DOTDR: Thanks for agreeing to do this interview, I know that you’ve been off and on the radar for some time and am glad to have caught up with you because Dhmapyr is an incredible find for me and I know that Prison Tatt really stands by it!!!! Can you tell me a bit about Dhampyr’s history and present state?

H: Thank you for your interest in the project - it's certainly worn
me down a bit the past couple years, so your kindness is gladly
accepted (though I, and many others, I'm sure, may dispute your
sentiments!). I started Dhampyr sometime in late '06, though it really
could be '07, or maybe anytime later. I had discovered an ecstasy in
depression, an "even" tone, and Dhampyr was a way of giving that
knowledge some explicit presentation. The earliest releases were, on
the whole, pretty terrible, and I regret many of them; the artist is
unusually dishonest with his work until he plays the part of the
observer, and only after his eyelids are dusted and he's finally
permitted to sleep. A great deal of art is just sleeping it off.

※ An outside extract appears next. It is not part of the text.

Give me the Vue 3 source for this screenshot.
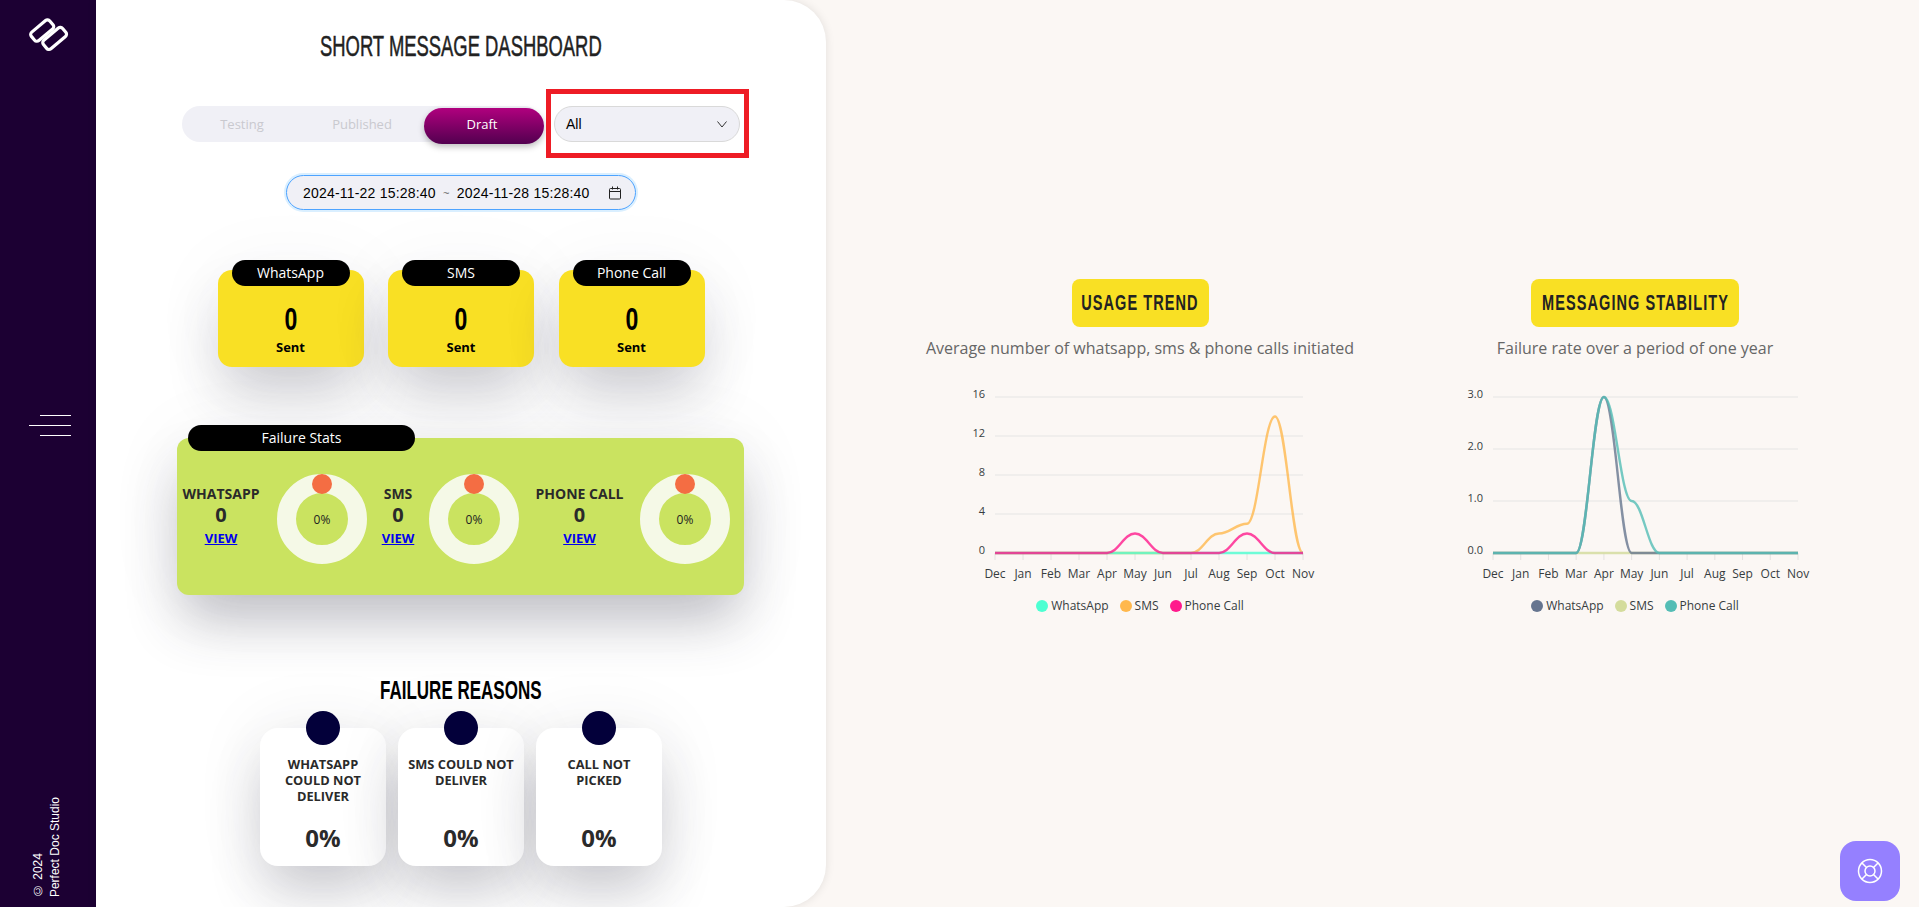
<template>
  <div class="page">
    <aside class="sidebar">
      <svg class="logo" width="40" height="40" viewBox="0 0 40 40">
        <g transform="rotate(-40 20 20)" fill="none" stroke="#fff" stroke-width="3.2" stroke-linejoin="round">
          <rect x="5" y="7.5" width="24" height="11" rx="3" />
          <rect x="9" y="21.5" width="25" height="11" rx="3" />
        </g>
      </svg>
      <div class="burger">
        <span class="short"></span>
        <span></span>
        <span class="short"></span>
      </div>
      <div class="copyright">
        <div>© 2024</div>
        <div>Perfect Doc Studio</div>
      </div>
    </aside>

    <section class="panel">
      <h1 class="title"><span>SHORT MESSAGE DASHBOARD</span></h1>

      <div class="filters">
        <div class="toggle">
          <span v-for="t in tabs" :key="t" class="tab" :class="{ active: t === 'Draft' }">{{ t }}</span>
        </div>
        <div class="select">
          <span>All</span>
          <svg width="12" height="12" viewBox="0 0 12 12" fill="none" stroke="#333" stroke-width="1">
            <path d="M1.5 3.5 6 9l4.5-5.5" />
          </svg>
        </div>
        <div class="highlight"></div>
      </div>

      <div class="range">
        <span>2024-11-22 15:28:40</span>
        <span class="tilde">~</span>
        <span>2024-11-28 15:28:40</span>
        <svg class="cal" width="14" height="14" viewBox="0 0 14 14" fill="none" stroke="#222" stroke-width="1">
          <rect x="1.5" y="2.5" width="11" height="10.5" rx="1" />
          <path d="M1.5 5.5h11M4.5 0.5v3M9.5 0.5v3" />
        </svg>
      </div>

      <div class="sent-row">
        <div v-for="c in channels" :key="c" class="sent-card">
          <div class="pill">{{ c }}</div>
          <div class="sent-num"><span>0</span></div>
          <div class="sent-label">Sent</div>
        </div>
      </div>

      <div class="failure">
        <div class="pill failure-pill">Failure Stats</div>
        <template v-for="f in failures" :key="f">
          <div class="fail-label">
            <div class="fail-name">{{ f }}</div>
            <div class="fail-num">0</div>
            <a class="fail-link">VIEW</a>
          </div>
          <div class="donut">
            <span class="donut-dot"></span>
            <span class="donut-text">0%</span>
          </div>
        </template>
      </div>

      <h2 class="reasons-title"><span>FAILURE REASONS</span></h2>
      <div class="reasons">
        <div v-for="r in reasons" :key="r" class="reason">
          <span class="reason-dot"></span>
          <div class="reason-name">{{ r }}</div>
          <div class="reason-val">0%</div>
        </div>
      </div>
    </section>

    <main class="charts">
      <div v-for="ch in charts" :key="ch.title" class="chart-col">
        <div class="badge" :style="{ width: ch.badgeWidth + 'px' }"><span>{{ ch.title }}</span></div>
        <p class="sub">{{ ch.sub }}</p>
        <svg class="chart" width="480" height="206" viewBox="0 0 480 206">
          <g v-for="(g, i) in ch.grid" :key="i">
            <line :x1="ch.x0" :x2="ch.x1" :y1="g.y" :y2="g.y" class="gridline" />
            <text :x="ch.labelX" :y="g.y + 1" text-anchor="end" class="ylabel">{{ g.label }}</text>
          </g>
          <g v-for="(m, i) in months" :key="m">
            <line :x1="xAt(ch, i)" :x2="xAt(ch, i)" y1="173" y2="180" class="tick" />
            <text :x="xAt(ch, i)" y="198" text-anchor="middle" class="xlabel">{{ m }}</text>
          </g>
          <path
            v-for="s in ch.drawn"
            :key="s.name"
            :d="linePath(ch, s.data)"
            :stroke="s.color"
            class="series"
          />
        </svg>
        <div class="legend">
          <span v-for="s in ch.series" :key="s.name" class="legend-item">
            <i class="marker" :style="{ background: s.color }"></i>{{ s.name }}
          </span>
        </div>
      </div>
    </main>

    <button class="help">
      <svg width="26" height="26" viewBox="0 0 26 26" fill="none" stroke="#fff" stroke-width="1.5">
        <circle cx="13" cy="13" r="11.5" />
        <circle cx="13" cy="13" r="5" />
        <path d="M5 5l4.5 4.5M21 5l-4.5 4.5M5 21l4.5-4.5M21 21l-4.5-4.5" />
      </svg>
    </button>
  </div>
</template>

<script setup>
const tabs = ['Testing', 'Published', 'Draft']
const channels = ['WhatsApp', 'SMS', 'Phone Call']
const failures = ['WHATSAPP', 'SMS', 'PHONE CALL']
const reasons = ['WHATSAPP COULD NOT DELIVER', 'SMS COULD NOT DELIVER', 'CALL NOT PICKED']
const months = ['Dec', 'Jan', 'Feb', 'Mar', 'Apr', 'May', 'Jun', 'Jul', 'Aug', 'Sep', 'Oct', 'Nov']

const zero = new Array(12).fill(0)

const usage = [
  { name: 'WhatsApp', color: '#4dffd2', data: zero },
  { name: 'SMS', color: '#ffb84d', data: [0, 0, 0, 0, 0, 0, 0, 0, 2, 3, 14, 0] },
  { name: 'Phone Call', color: '#ff1a8c', data: [0, 0, 0, 0, 0, 2, 0, 0, 0, 2, 0, 0] }
]

const stability = [
  { name: 'WhatsApp', color: '#66758f', data: [0, 0, 0, 0, 3, 0, 0, 0, 0, 0, 0, 0] },
  { name: 'SMS', color: '#d4dc9c', data: zero },
  { name: 'Phone Call', color: '#54bdb5', data: [0, 0, 0, 0, 3, 1, 0, 0, 0, 0, 0, 0] }
]

const charts = [
  {
    title: 'USAGE TREND',
    sub: 'Average number of whatsapp, sms & phone calls initiated',
    badgeWidth: 137,
    x0: 95,
    x1: 403,
    labelX: 85,
    max: 16,
    grid: [16, 12, 8, 4, 0].map((v) => ({ label: v, y: 173 - (v / 16) * 156 })),
    series: usage,
    drawn: [usage[1], usage[0], usage[2]]
  },
  {
    title: 'MESSAGING STABILITY',
    sub: 'Failure rate over a period of one year',
    badgeWidth: 208,
    x0: 98,
    x1: 403,
    labelX: 88,
    max: 3,
    grid: [3, 2, 1, 0].map((v) => ({ label: v.toFixed(1), y: 173 - (v / 3) * 156 })),
    series: stability,
    drawn: [stability[1], stability[0], stability[2]]
  }
]

const xAt = (ch, i) => ch.x0 + (i * (ch.x1 - ch.x0)) / 11

const linePath = (ch, data) => {
  const pts = data.map((v, i) => [xAt(ch, i), 173 - (v / ch.max) * 156])
  let d = `M${pts[0][0]} ${pts[0][1]}`
  for (let i = 1; i < pts.length; i++) {
    const [px, py] = pts[i - 1]
    const [x, y] = pts[i]
    const c = (x - px) * 0.4
    d += `C${px + c} ${py} ${x - c} ${y} ${x} ${y}`
  }
  return d
}
</script>

<style>
html,
body {
  margin: 0;
  background: #fbf7f4;
}
</style>

<style scoped>
.page {
  display: flex;
  width: 1919px;
  height: 907px;
  overflow: hidden;
  background: #fbf7f4;
  font-family: "Open Sans", sans-serif;
  color: #222;
}

.sidebar {
  flex: 0 0 96px;
  display: flex;
  flex-direction: column;
  align-items: center;
  background: #1c0033;
  padding-top: 14px;
  padding-bottom: 10px;
  box-sizing: border-box;
}

.logo {
  display: block;
  margin-left: 2px;
}

.burger {
  display: flex;
  flex-direction: column;
  align-items: flex-end;
  gap: 9px;
  width: 42px;
  margin-top: 361px;
  margin-left: 4px;
}

.burger span {
  display: block;
  width: 42px;
  height: 1px;
  background: #fff;
}

.burger .short {
  width: 31px;
}

.copyright {
  margin-top: auto;
  margin-left: -2px;
  writing-mode: vertical-rl;
  transform: rotate(180deg);
  font-family: "Liberation Sans", sans-serif;
  font-size: 12px;
  line-height: 17px;
  color: #fff;
}

.panel {
  flex: 0 0 730px;
  box-sizing: border-box;
  background: #fff;
  border-radius: 0 42px 42px 0;
  box-shadow: 0 0 10px rgba(0, 0, 0, 0.1);
  padding-top: 31px;
  z-index: 1;
}

.title {
  margin: 0;
  height: 30px;
  line-height: 30px;
  font-family: "Liberation Sans", sans-serif;
  font-size: 29px;
  font-weight: 400;
  text-align: center;
  color: #222;
  white-space: nowrap;
}

/* no Oswald here, so squeeze the nearest sans */
.title span,
.reasons-title span,
.badge span,
.sent-num span {
  display: inline-block;
}

.title span {
  transform: scaleX(0.635);
  -webkit-text-stroke: 0.5px #222;
}

.filters {
  position: relative;
  display: flex;
  justify-content: center;
  gap: 12px;
  margin-top: 45px;
  height: 36px;
}

.toggle {
  display: flex;
  width: 360px;
  height: 36px;
  border-radius: 18px;
  background: #f0f0f6;
}

.tab {
  position: relative;
  box-sizing: border-box;
  width: 120px;
  text-align: center;
  line-height: 36px;
  font-size: 13px;
  color: #c9c9cf;
}

.tab.active {
  left: 2px;
  top: 2px;
  height: 36px;
  padding-right: 4px;
  line-height: 32px;
  border-radius: 18px;
  color: #fff;
  background: linear-gradient(#b0007e, #52004f);
  box-shadow: 0 3px 6px rgba(0, 0, 0, 0.25);
}

.select {
  box-sizing: border-box;
  display: flex;
  align-items: center;
  justify-content: space-between;
  width: 186px;
  height: 36px;
  padding: 0 11px 0 11px;
  border: 1px solid #d9d9d9;
  border-radius: 18px;
  background: #f0f0f6;
  font-family: "Liberation Sans", sans-serif;
  font-size: 14px;
  color: #000;
}

.highlight {
  position: absolute;
  left: 450px;
  top: -17px;
  width: 203px;
  height: 69px;
  box-sizing: border-box;
  border: 5px solid #ee1c25;
}

.range {
  box-sizing: border-box;
  display: flex;
  align-items: center;
  width: 350px;
  height: 35px;
  margin: 33px auto 0;
  padding: 0 13px 0 16px;
  border: 1px solid #4da3ff;
  border-radius: 18px;
  background: #f0f0f6;
  box-shadow: 0 0 0 2px rgba(5, 145, 255, 0.15);
  font-family: "Liberation Sans", sans-serif;
  font-size: 14px;
  letter-spacing: 0.2px;
  color: #000;
}

.tilde {
  width: 21px;
  text-align: center;
  font-size: 11px;
  color: #666;
}

.cal {
  margin-left: auto;
}

.sent-row {
  display: flex;
  justify-content: center;
  gap: 24.5px;
  margin-top: 60px;
}

.sent-card {
  position: relative;
  box-sizing: border-box;
  width: 146px;
  height: 97px;
  padding-top: 31px;
  border-radius: 14px;
  background: #f9e024;
  text-align: center;
  color: #000;
  box-shadow: 0 30px 55px -6px rgba(50, 50, 70, 0.24), 0 0 80px rgba(50, 50, 70, 0.05);
}

.pill {
  position: absolute;
  left: 14px;
  top: -10px;
  width: 118px;
  height: 26px;
  line-height: 26px;
  border-radius: 13px;
  background: #000;
  color: #fff;
  font-size: 14px;
  text-align: center;
}

.sent-num {
  font-family: "Liberation Sans", sans-serif;
  font-size: 32px;
  font-weight: 700;
  line-height: 36px;
}

.sent-num span {
  transform: scaleX(0.72);
}

.sent-label {
  margin-top: 1px;
  font-size: 13px;
  font-weight: 700;
  line-height: 18px;
}

.failure {
  position: relative;
  box-sizing: border-box;
  display: grid;
  grid-template-columns: 100px 90px 62px 90px 121px 90px;
  width: 567px;
  height: 157px;
  margin: 71px 0 0 81px;
  padding-top: 36px;
  border-radius: 12px;
  background: #cae360;
  box-shadow: 0 30px 55px -6px rgba(50, 50, 70, 0.3), 0 0 80px rgba(50, 50, 70, 0.06);
}

.failure-pill {
  left: 11px;
  top: -13px;
  width: 227px;
}

.fail-label {
  padding-top: 10px;
  text-align: center;
  color: #2a2a2a;
}

.fail-label:nth-of-type(2) {
  padding-right: 12px;
}

.fail-name {
  font-size: 14px;
  font-weight: 700;
  line-height: 20px;
  white-space: nowrap;
}

.fail-num {
  font-size: 20px;
  font-weight: 700;
  line-height: 22px;
}

.fail-link {
  font-size: 13px;
  font-weight: 700;
  line-height: 22px;
  color: #0000ee;
  text-decoration: underline;
  cursor: pointer;
}

.donut {
  position: relative;
  box-sizing: border-box;
  width: 90px;
  height: 90px;
  border: 19px solid #f5f9e7;
  border-radius: 50%;
  display: flex;
  align-items: center;
  justify-content: center;
}

.donut-dot {
  position: absolute;
  left: 16px;
  top: -19px;
  width: 20px;
  height: 20px;
  border-radius: 50%;
  background: #f46d43;
}

.donut-text {
  font-size: 12px;
  color: #222;
}

.reasons-title {
  margin: 81px 0 0;
  height: 28px;
  line-height: 28px;
  text-align: center;
  font-family: "Liberation Sans", sans-serif;
  font-size: 25px;
  font-weight: 700;
  color: #000;
  white-space: nowrap;
}

.reasons-title span {
  transform: scaleX(0.68);
}

.reasons {
  display: flex;
  justify-content: center;
  gap: 12px;
  margin-top: 24px;
}

.reason {
  position: relative;
  box-sizing: border-box;
  width: 126px;
  height: 138px;
  padding: 28px 8px 0;
  border-radius: 18px;
  background: #fff;
  text-align: center;
  color: #2a2a2a;
  box-shadow: 0 30px 55px -6px rgba(50, 50, 70, 0.24), 0 0 70px rgba(50, 50, 70, 0.08);
}

.reason-dot {
  position: absolute;
  left: 46px;
  top: -17px;
  width: 34px;
  height: 34px;
  border-radius: 50%;
  background: #03003a;
}

.reason-name {
  height: 67px;
  font-size: 12.8px;
  font-weight: 700;
  line-height: 16px;
}

.reason-val {
  font-size: 24px;
  font-weight: 700;
  line-height: 30px;
}

.charts {
  display: flex;
  gap: 15px;
  padding: 279px 0 0 74px;
}

.chart-col {
  width: 480px;
  display: flex;
  flex-direction: column;
  align-items: center;
}

.badge {
  display: flex;
  justify-content: center;
  height: 48px;
  line-height: 48px;
  border-radius: 8px;
  background: #f9e024;
  font-family: "Liberation Sans", sans-serif;
  font-size: 22px;
  font-weight: 700;
  letter-spacing: 1.6px;
  color: #222;
  white-space: nowrap;
}

.badge span {
  transform: scaleX(0.66);
}

.sub {
  margin: 9px 0 0;
  height: 24px;
  line-height: 24px;
  font-size: 16px;
  color: #666;
  white-space: nowrap;
}

.chart {
  display: block;
  margin-top: 20px;
}

.gridline {
  stroke: #ecebea;
  stroke-width: 1.5;
}

.tick {
  stroke: #e4e2e0;
  stroke-width: 1;
}

.ylabel {
  font-size: 11px;
  fill: #373d3f;
}

.xlabel {
  font-size: 12px;
  fill: #373d3f;
}

.series {
  fill: none;
  stroke-width: 2.4;
  stroke-opacity: 0.8;
}

.legend {
  display: flex;
  justify-content: center;
  gap: 11px;
  margin-top: 11px;
  height: 18px;
  line-height: 18px;
  font-size: 12px;
  color: #373d3f;
}

.legend-item {
  display: flex;
  align-items: center;
}

.marker {
  width: 12px;
  height: 12px;
  margin-right: 3px;
  border-radius: 50%;
}

.help {
  position: fixed;
  left: 1840px;
  top: 841px;
  width: 60px;
  height: 60px;
  display: flex;
  align-items: center;
  justify-content: center;
  border: none;
  border-radius: 16px;
  background: #9580ff;
  padding: 0;
}
</style>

DOTDR: That’s an interesting and very genuine perspective to have. I actually liked your early stuff on the website, but I hate my artwork as well regardless of how much someone else loves it.

The thing that really stood out to me was the haunting atmospheres that were cold but also shoegazy and warm fuzzed psychedelia. What was your state of mind when writing and recording White Fire Laudanum and how do you view it in hindsight as being reflected in the songs?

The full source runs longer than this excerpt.